ある時彼女はぼんやりと「温泉に入りたいな〜。」とつぶやきました。それを聞いた患者さんが、「混浴でいいですか?」と冗談まじりに聞きました。すると彼女は、「人間はクマと一緒にはお風呂に入れないの。クマはだめ。」と答えたのです。その場にいた人たちはわははと笑って、その話は終わりました。

何がすごいって、この会話で誰も傷つかないですよね。「混浴でいいですか?」と聞かれて、「もう、いやらしいんだから。」という答え方も可能ですが、そうすると聞いた方も「言ってはいけなかったかな」とばつが悪いですし、答えるほうもそのばつの悪さを感じて後味が悪いものです。そういったばつの悪さをしっかりと回避しながら、なおかつ「混浴はできません」というメッセージは伝えている、それがすごいと思うのです。

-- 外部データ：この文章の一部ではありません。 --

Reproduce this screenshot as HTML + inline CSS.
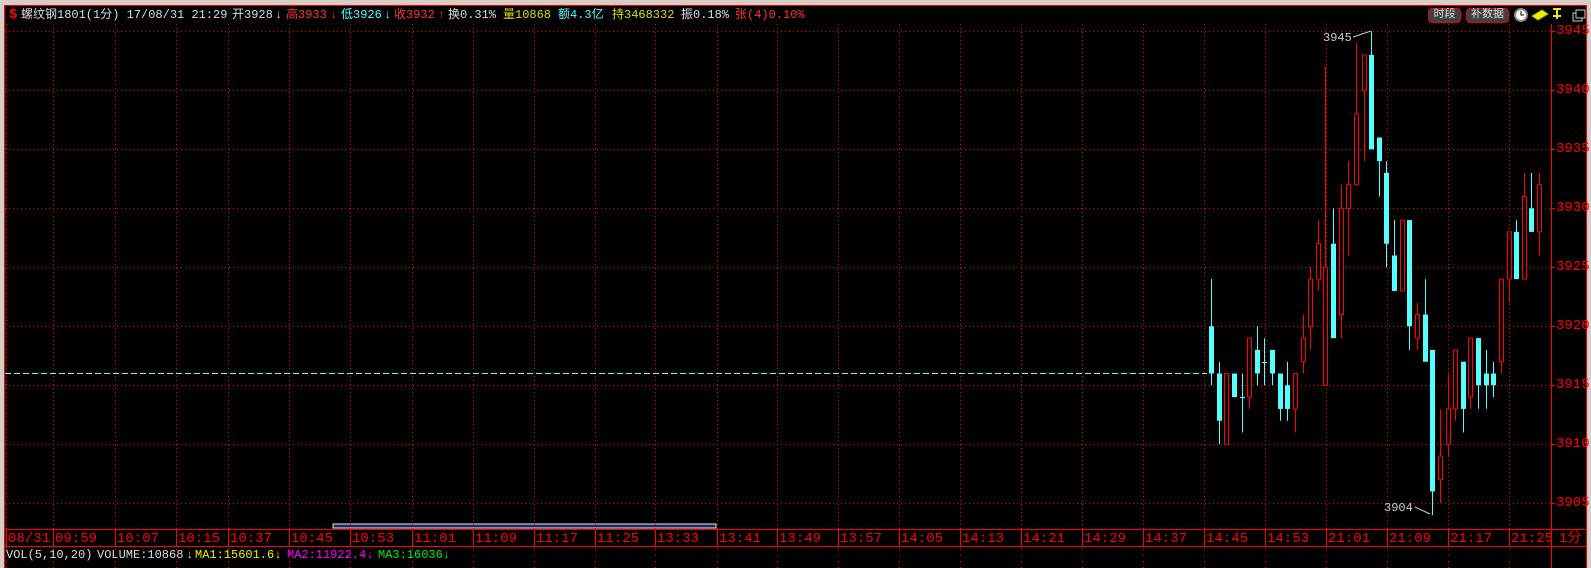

どうしてそんなことが可能なのだろうか、と考えたときに、彼女は瞬間的に現実を物語に編成する能力が高い、と言えます。「○○さんと××さんの間での会話」という現実から、「人間とクマの会話」の物語に瞬間的に置き換えてしまうのです。そうすることで会話の主体がそれぞれ本人から、「人間」と「クマ」に置き換わります。そこでは「ダメ。」と言っているのも彼女ではなくなる。「ダメ。」と言われているのは患者さん本人ではなく、クマ。そして「ダメ。」な理由も、いやらしいからではなく、「クマだから」。会話を物語に変えてしまうことで、要するに「角がたたなくなる」んですね。

・・・今振り返ってみても、その時の私の「感嘆」というよりは「驚愕」・・・忘れられませんね。最近では上司のさむーい冗談に、「・・・正解です!」と彼女が答えた、というエピソードがあるんですが、それもすごいですよねぇ。その冗談の「面白さ」を尺度にして答えずに、ただ「正解です!」という言葉が出てくるなんて・・・どうやったらそんなことが出来るのかしら。私はただ力なく「ははは」と笑うのが関の山だったんですけどねぇ。才能って、すごい。

いやはや、話がどんどんずれていってしまいましたが、「現実」にがんじがらめにされてしまった状態を抜け出すために、子どもを「魔法にかける」って大事だなと思った次第です。まさか子育てをして、魔法力に磨きをかけようと思うようになるとは。人生何が転機となるか、分かりませんね。